№5, 1988/Жизнь. Искусство. Критика

Типология «на посылках»

Воистину: судьбы научных понятий подчас не менее драматичны, чем судьбы человеческие. Многие плодотворные идеи, войдя в критический обиход, нередко превращаются в разменную монету, модный термин.

Если бы велась статистика понятий, которыми оперируют авторы работ о советской литературе, то в числе наиболее употребимых она наверняка назвала бы понятие типологии. Тут впору говорить именно о моде, и объясняется эта мода, по-видимому, острым дефицитом обобщающих идей.

В самом деле, очевидно, что из тупика вульгарно-социологической риторики и конъюнктуры, эмпиризма и схоластики история советской литературы может быть выведена только на прочном фундаменте научной методологии; что превратить историю советской литературы из перечня произведений и постановлений в науку молено, только проникая в структуру и эволюцию художественного мышления. Здесь действительно не обойтись без типологии.

Важно, однако, чтобы «типология» не оставалась эффектным словцом, создающим видимость научности…

* * *

Несмотря на множество публикаций на тему художественного многообразия современной советской прозы, серьезной научной методики исследования проблемы до сих пор не существует. К этому вопросу не раз возвращалась критика, но продуктивных, методологически последовательных подходов выработать не удалось. В результате исследование современного литературного процесса продолжает в целом оставаться на эмпирическом уровне.

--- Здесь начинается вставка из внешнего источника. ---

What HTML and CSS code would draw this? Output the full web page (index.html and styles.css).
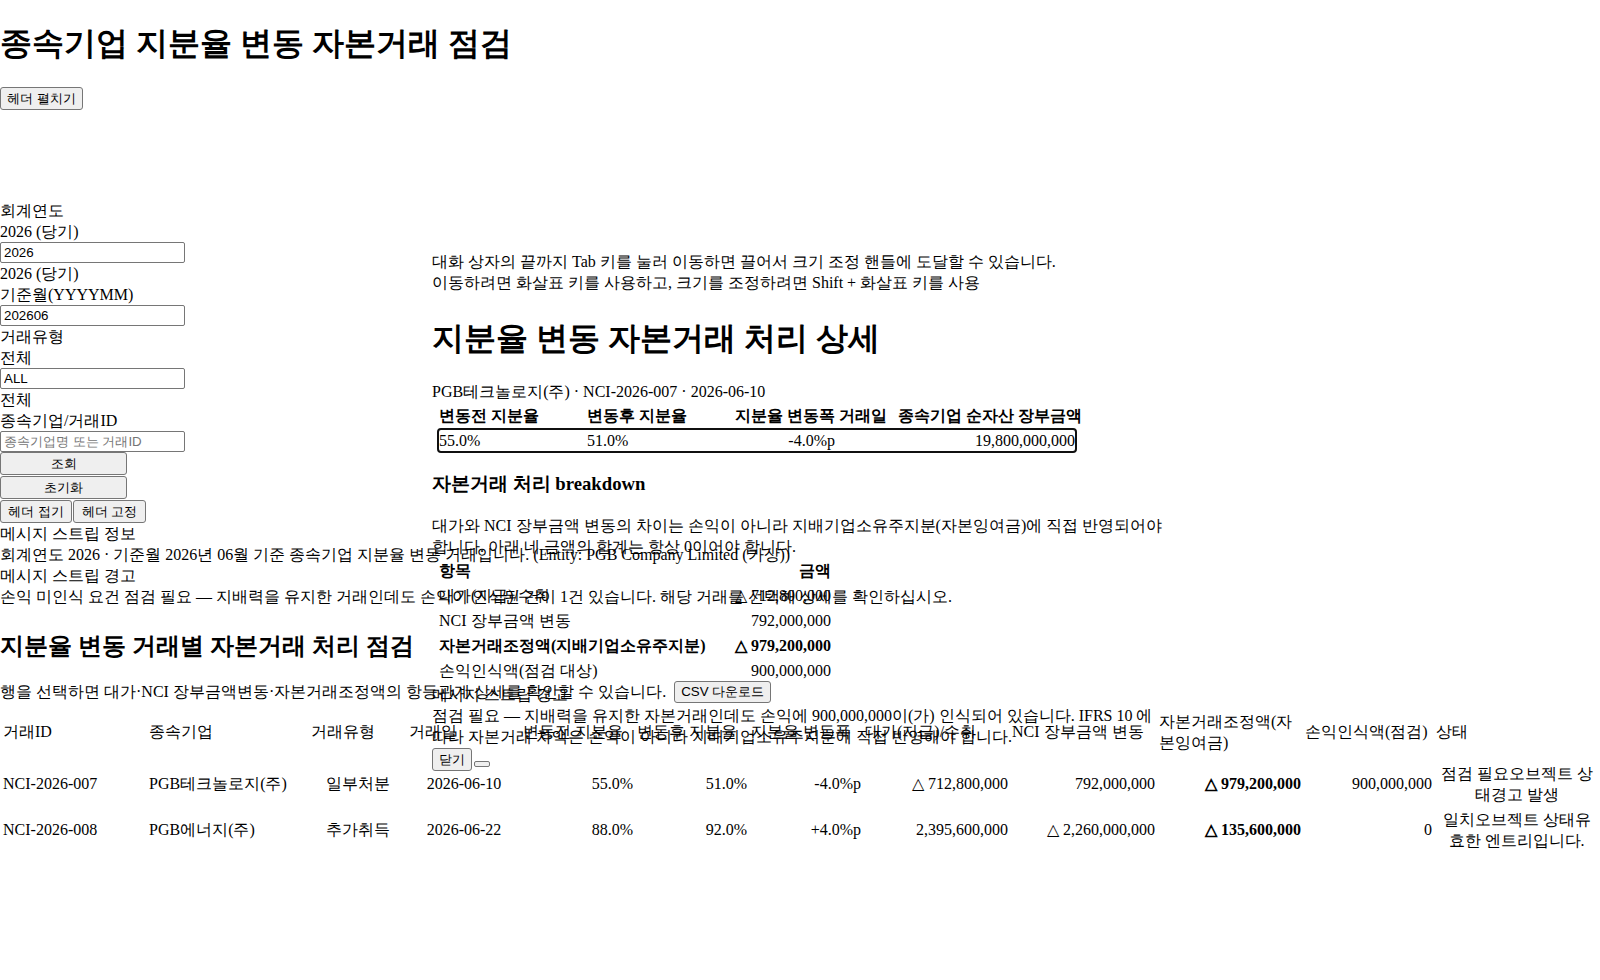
FILE: index.html
```html
<!DOCTYPE html>
<html>
<head>
<meta charset="utf-8">
<title>종속기업 지분율 변동 자본거래 점검</title>
<link rel="stylesheet" href="styles.css">
</head>
<body>
<div class="page">
  <header class="head">
    <h1 class="title">종속기업 지분율 변동 자본거래 점검</h1>
    <div class="head-actions"><button class="btn" type="button">헤더 펼치기</button></div>
  </header>

  <section class="filters">
    <div class="field">
      <div class="line">회계연도</div>
      <div class="line">2026 (당기)</div>
      <input class="inp" type="text" value="2026">
      <div class="line">2026 (당기)</div>
    </div>
    <div class="field">
      <div class="line">기준월(YYYYMM)</div>
      <input class="inp" type="text" value="202606">
    </div>
    <div class="field">
      <div class="line">거래유형</div>
      <div class="line">전체</div>
      <input class="inp" type="text" value="ALL">
      <div class="line">전체</div>
    </div>
    <div class="field">
      <div class="line">종속기업/거래ID</div>
      <input class="inp" type="text" placeholder="종속기업명 또는 거래ID">
    </div>
    <button class="btn btn-block" type="button">조회</button>
    <button class="btn btn-block" type="button">초기화</button>
    <div class="pair">
      <button class="btn btn-fold" type="button">헤더 접기</button>
      <button class="btn btn-pin" type="button">헤더 고정</button>
    </div>
  </section>

  <section class="messages">
    <div class="line">메시지 스트립 정보</div>
    <div class="line">회계연도 2026 · 기준월 2026년 06월 기준 종속기업 지분율 변동 거래입니다. (Entity: PGB Company Limited (가상))</div>
    <div class="line">메시지 스트립 경고</div>
    <div class="line">손익 미인식 요건 점검 필요 — 지배력을 유지한 거래인데도 손익이 인식된 건이 1건 있습니다. 해당 거래를 선택해 상세를 확인하십시오.</div>
  </section>

  <section class="list">
    <h2 class="section-title">지분율 변동 거래별 자본거래 처리 점검</h2>
    <div class="toolbar">
      <span>행을 선택하면 대가·NCI 장부금액변동·자본거래조정액의 항등관계 상세를 확인할 수 있습니다.</span>
      <button class="btn" type="button">CSV 다운로드</button>
    </div>
    <table class="grid">
      <colgroup>
        <col class="c-id"><col class="c-co"><col class="c-type"><col class="c-date">
        <col class="c-pct"><col class="c-pct"><col class="c-pct">
        <col class="c-amt"><col class="c-amt"><col class="c-adj"><col class="c-pl"><col class="c-st">
      </colgroup>
      <thead>
        <tr>
          <th>거래ID</th><th>종속기업</th><th>거래유형</th><th>거래일</th>
          <th>변동전 지분율</th><th>변동후 지분율</th><th>지분율 변동폭</th>
          <th>대가(지급)/수취</th><th>NCI 장부금액 변동</th><th>자본거래조정액(자본잉여금)</th>
          <th>손익인식액(점검)</th><th>상태</th>
        </tr>
      </thead>
      <tbody>
        <tr>
          <td>NCI-2026-007</td><td>PGB테크놀로지(주)</td><td class="ctr">일부처분</td><td class="ctr">2026-06-10</td>
          <td class="num">55.0%</td><td class="num">51.0%</td><td class="num">-4.0%p</td>
          <td class="num">△ 712,800,000</td><td class="num">792,000,000</td><td class="num"><b>△ 979,200,000</b></td>
          <td class="num">900,000,000</td><td class="ctr">점검 필요오브젝트 상태경고 발생</td>
        </tr>
        <tr>
          <td>NCI-2026-008</td><td>PGB에너지(주)</td><td class="ctr">추가취득</td><td class="ctr">2026-06-22</td>
          <td class="num">88.0%</td><td class="num">92.0%</td><td class="num">+4.0%p</td>
          <td class="num">2,395,600,000</td><td class="num">△ 2,260,000,000</td><td class="num"><b>△ 135,600,000</b></td>
          <td class="num">0</td><td class="ctr">일치오브젝트 상태유효한 엔트리입니다.</td>
        </tr>
      </tbody>
    </table>
  </section>
</div>

<div class="dialog" role="dialog" aria-label="지분율 변동 자본거래 처리 상세">
  <div class="line">대화 상자의 끝까지 Tab 키를 눌러 이동하면 끌어서 크기 조정 핸들에 도달할 수 있습니다.</div>
  <div class="line">이동하려면 화살표 키를 사용하고, 크기를 조정하려면 Shift + 화살표 키를 사용</div>
  <h2 class="dlg-title">지분율 변동 자본거래 처리 상세</h2>
  <div class="line">PGB테크놀로지(주) · NCI-2026-007 · 2026-06-10</div>
  <table class="kv">
    <colgroup><col class="k1"><col class="k2"><col class="k3"><col class="k4"><col class="k5"></colgroup>
    <thead>
      <tr><th>변동전 지분율</th><th>변동후 지분율</th><th>지분율 변동폭</th><th>거래일</th><th>종속기업 순자산 장부금액</th></tr>
    </thead>
    <tbody>
      <tr class="focused"><td>55.0%</td><td>51.0%</td><td class="num">-4.0%p</td><td></td><td class="num">19,800,000,000</td></tr>
    </tbody>
  </table>
  <h3 class="dlg-sub">자본거래 처리 breakdown</h3>
  <p class="note">대가와 NCI 장부금액 변동의 차이는 손익이 아니라 지배기업소유주지분(자본잉여금)에 직접 반영되어야 합니다. 아래 네 금액의 합계는 항상 0이어야 합니다.</p>
  <table class="bd">
    <colgroup><col class="b1"><col class="b2"></colgroup>
    <thead><tr><th>항목</th><th class="num">금액</th></tr></thead>
    <tbody>
      <tr><td>대가(지급)/수취</td><td class="num">△ 712,800,000</td></tr>
      <tr><td>NCI 장부금액 변동</td><td class="num">792,000,000</td></tr>
      <tr><td><b>자본거래조정액(지배기업소유주지분)</b></td><td class="num"><b>△ 979,200,000</b></td></tr>
      <tr><td>손익인식액(점검 대상)</td><td class="num">900,000,000</td></tr>
    </tbody>
  </table>
  <div class="line">메시지 스트립 경고</div>
  <div class="warn">점검 필요 — 지배력을 유지한 자본거래인데도 손익에 900,000,000이(가) 인식되어 있습니다. IFRS 10 에 따라 자본거래 차액은 손익이 아니라 지배기업소유주지분에 직접 반영해야 합니다.</div>
  <div class="dlg-foot">
    <button class="btn" type="button">닫기</button>
    <button class="btn handle" type="button" aria-label="크기 조정"></button>
  </div>
</div>
</body>
</html>
```

FILE: styles.css
```css
html, body {
  margin: 0;
  padding: 0;
  background: #fff;
}

body {
  font-family: "Liberation Serif", serif;
  font-size: 16px;
  line-height: 21px;
  color: #000;
}

.page {
  position: relative;
}

.line {
  margin: 0;
}

/* header */
.title {
  font-size: 32px;
  line-height: 38px;
  font-weight: bold;
  margin: 24px 0 0;
}

.head-actions {
  margin-top: 25px;
  height: 23px;
}

.btn {
  font-family: "Liberation Sans", sans-serif;
  font-size: 13.33px;
  line-height: 19px;
  color: #000;
  background: #efefef;
  border: 1px solid #767676;
  border-radius: 3px;
  padding: 0 6px;
  height: 23px;
  box-sizing: border-box;
  margin: 0;
  white-space: nowrap;
}

/* filters */
.filters {
  margin-top: 90px;
}

.inp {
  display: block;
  width: 185px;
  height: 21px;
  box-sizing: border-box;
  margin: 0;
  padding: 1px 3px;
  border: 1px solid #767676;
  border-radius: 2px;
  font-family: "Liberation Sans", sans-serif;
  font-size: 13.33px;
  color: #000;
  background: #fff;
}

.inp::placeholder {
  color: #757575;
}

.btn-block {
  display: block;
  width: 127px;
  margin-bottom: 1px;
}

.pair {
  display: flex;
  gap: 1px;
}

.btn-fold {
  width: 72px;
  padding: 0;
}

.btn-pin {
  width: 73px;
  padding: 0;
}

/* list section */
.section-title {
  font-size: 24px;
  line-height: 36px;
  font-weight: bold;
  margin: 21px 0 16.5px;
}

.toolbar {
  display: flex;
  align-items: center;
  gap: 8px;
  height: 22px;
}

.toolbar .btn {
  height: 22px;
}

.grid {
  margin-top: 5px;
  width: 1600px;
  table-layout: fixed;
  border-collapse: separate;
  border-spacing: 2px;
}

.grid th,
.grid td {
  padding: 1px;
  vertical-align: middle;
}

.grid th {
  font-weight: normal;
  text-align: left;
  padding-bottom: 7px;
}

.c-id { width: 144px; }
.c-co { width: 160px; }
.c-type { width: 96px; }
.c-date { width: 112px; }
.c-pct { width: 112px; }
.c-amt { width: 145px; }
.c-adj { width: 144px; }
.c-pl { width: 129px; }
.c-st { width: 163px; }

.num { text-align: right; }
.ctr { text-align: center; }

/* dialog */
.dialog {
  position: absolute;
  left: 432px;
  top: 251px;
  width: 740px;
}

.dlg-title {
  font-size: 32px;
  line-height: 37px;
  font-weight: bold;
  margin: 26.5px 0 24px;
}

.kv {
  margin-left: 4px;
  table-layout: fixed;
  width: 642px;
  border-collapse: separate;
  border-spacing: 2px;
}

.kv th,
.kv td,
.bd th,
.bd td {
  padding: 1px;
}

.kv th {
  text-align: left;
  font-weight: bold;
  white-space: nowrap;
}

.k1 { width: 146px; }
.k2 { width: 146px; }
.k3 { width: 102px; }
.k4 { width: 57px; }
.k5 { width: 179px; }

.focused {
  outline: auto 2px #101010;
}

.dlg-sub {
  font-size: 18.72px;
  line-height: 24px;
  font-weight: bold;
  margin: 18.7px 0;
}

.note {
  margin: 0;
}

.bd {
  margin-left: 4px;
  table-layout: fixed;
  width: 398px;
  border-collapse: separate;
  border-spacing: 2px;
}

.bd th {
  text-align: left;
  font-weight: bold;
}

.bd th.num {
  text-align: right;
}

.bd td {
  white-space: nowrap;
}

.b1 { width: 282px; }
.b2 { width: 110px; }

.warn {
  margin: 0;
}

.dlg-foot {
  display: flex;
  align-items: flex-start;
  margin-top: 1.5px;
}

.handle {
  width: 16px;
  height: 6px;
  padding: 0;
  margin: 13px 0 0 2px;
  border-radius: 2px;
}
```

Типологический же подход, напротив, концептуален. Он требует системности и соблюдения логической последовательности построений. Когда такой последовательности нет, мы получаем пресловутые «обоймы», в которых рядом оказываются совершенно далекие друг от друга авторы и произведения.

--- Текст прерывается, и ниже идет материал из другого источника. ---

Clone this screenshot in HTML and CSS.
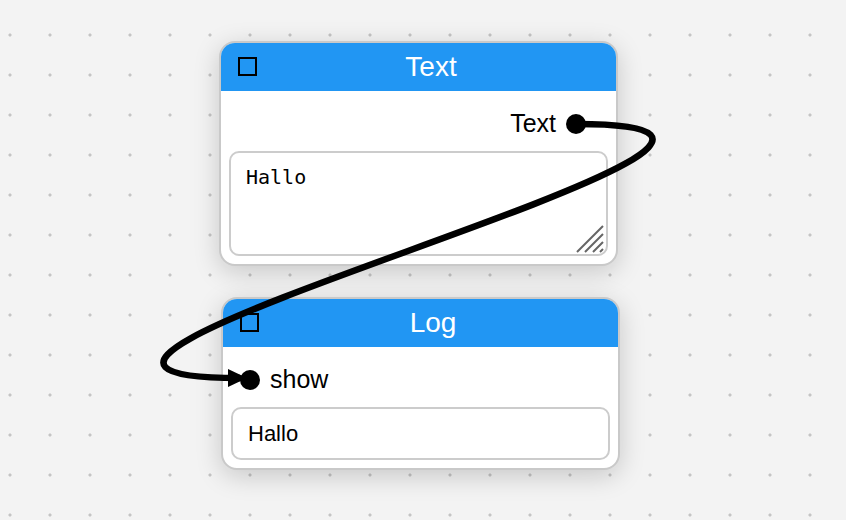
FILE: index.html
```html
<!DOCTYPE html>
<html lang="de">
<head>
<meta charset="utf-8">
<title>Node Editor</title>
<link rel="stylesheet" href="styles.css">
</head>
<body>
<div class="canvas">
  <div class="node node-text">
    <div class="node-header"><span class="check"></span><span class="title">Text</span></div>
    <div class="node-body">
      <div class="port-row port-out"><span class="port-label">Text</span><span class="port-dot"></span></div>
      <div class="text-wrap">
        <textarea class="text-input" spellcheck="false">Hallo</textarea>
        <svg class="grip" width="30" height="30" viewBox="0 0 30 30"><path d="M2 28 L28 2 M10 28 L28 10 M18 28 L28 18 M25 28 L28 25" stroke="#666" stroke-width="2" fill="none"/></svg>
      </div>
    </div>
  </div>
  <div class="node node-log">
    <div class="node-header"><span class="check"></span><span class="title">Log</span></div>
    <div class="node-body">
      <div class="port-row port-in"><span class="port-dot"></span><span class="port-label">show</span></div>
      <div class="output">Hallo</div>
    </div>
  </div>
  <svg class="wires" width="846" height="520" viewBox="0 0 846 520">
    <path d="M576 124 C938 124, -122 378, 240 378" stroke="#000" stroke-width="6.5" fill="none"/>
    <polygon points="228,369 247,378 228,387" fill="#000"/>
  </svg>
</div>
</body>
</html>
```
FILE: styles.css
```css
html, body {
  margin: 0;
  padding: 0;
}
body {
  font-family: "Liberation Sans", Arial, sans-serif;
  color: #000;
}
.canvas {
  position: relative;
  width: 846px;
  height: 520px;
  overflow: hidden;
  background-color: #f3f3f3;
  background-image: radial-gradient(circle, #c4c4c4 1.2px, rgba(196,196,196,0) 1.9px);
  background-size: 40px 40px;
  background-position: -10px 15px;
}
.node {
  position: absolute;
  width: 399px;
  box-sizing: border-box;
  background: #fff;
  border: 2px solid #c9c9c9;
  border-radius: 16px;
  overflow: hidden;
  box-shadow: 0 6px 26px rgba(0,0,0,0.18);
}
.node-text { left: 219px; top: 41px; }
.node-log { left: 221px; top: 297px; }
.node-header {
  height: 48px;
  background: #2196f3;
  display: flex;
  align-items: center;
  padding-left: 17px;
}
.check {
  width: 19px;
  height: 19px;
  box-sizing: border-box;
  border: 2px solid #000;
  margin-top: -1px;
}
.title {
  flex: 1;
  text-align: center;
  color: #fff;
  font-size: 28px;
  margin-right: 11px;
}
.node-body {
  padding: 0 8px 8px;
}
.port-row {
  height: 60px;
  box-sizing: border-box;
  padding-top: 5px;
  display: flex;
  align-items: center;
  gap: 10px;
}
.port-out {
  justify-content: flex-end;
  padding-right: 22px;
}
.port-in {
  padding-left: 9px;
}
.port-label {
  font-size: 25px;
}
.port-dot {
  width: 20px;
  height: 20px;
  border-radius: 50%;
  background: #000;
}
.text-wrap {
  position: relative;
  height: 105px;
}
.text-input {
  display: block;
  width: 100%;
  height: 105px;
  box-sizing: border-box;
  margin: 0;
  border: 2px solid #cccccc;
  border-radius: 10px;
  padding: 12px 14px 12px 15px;
  font-family: "DejaVu Sans Mono", monospace;
  font-size: 20px;
  color: #000;
  background: #fff;
  resize: none;
  outline: none;
}
.grip {
  position: absolute;
  right: 3px;
  bottom: 2px;
}
.output {
  height: 53px;
  box-sizing: border-box;
  border: 2px solid #cccccc;
  border-radius: 10px;
  padding-left: 15px;
  display: flex;
  align-items: center;
  font-size: 22px;
}
.wires {
  position: absolute;
  left: 0;
  top: 0;
  pointer-events: none;
}
```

В свое время Е. Сидоров критиковал Ю. Суровцева за то, что в его «стилевой» типологии произошло перемещение понятий, в результате которого на первое место выдвинулся родовой принцип1. «Стилевой» ряд, выстраиваемый Ю. Суровцевым, таков: «традиционный» эпический поток; стилевое течение, в котором «эпическая полнота подробностей присутствует постольку, поскольку она нужна для создания «второго плана», освещающего фигуры персонажей лучами особой художественной концентрации, обогащенности, типичности, едва ли не символичной»; наконец, стилевое течение, «доминирующей тенденцией которого является нравственный драматизм»2. Трудно согласиться с тем, что все это – типология, да еще стилевая: ведь в приведенных критиком «течениях» пересекаются не только стилевые и родовые черты. То вдруг выдвигаются черты какой-то особой «концентрации» и «обогащенности», то «типичности, едва ли не символичной», то «нравственный драматизм». Здесь есть все… кроме стиля.

В ответ на замечания Е. Сидорова (думается, обоснованные) Ю. Суровцев стремится доказать, что существует некий «жанрово-стилевой строй», некая «стилевая сила», которая движет жанрами3 (что, видимо, является «теоретической» базой его типологии). Из рассуждений критика следует, что он, в сущности, не различает жанровые и стилевые черты. Завершаются эти рассуждения следующим образом: «Уважаю и систематику стилей, и логические пролегомены к выяснению критериев для номенклатурно-точного их описания, и все же… все же не в таком номенклатурном описании дело, и чисто логическим («очищенно» логическим) образом выработать стилевые критерии, я думаю, нельзя» 4. Но раз критериев нет и логическим образом они невыводимы, можно ставить в один ряд что угодно, можно строить бесчисленное множество самих рядов, – но можно ли называть их типологическими?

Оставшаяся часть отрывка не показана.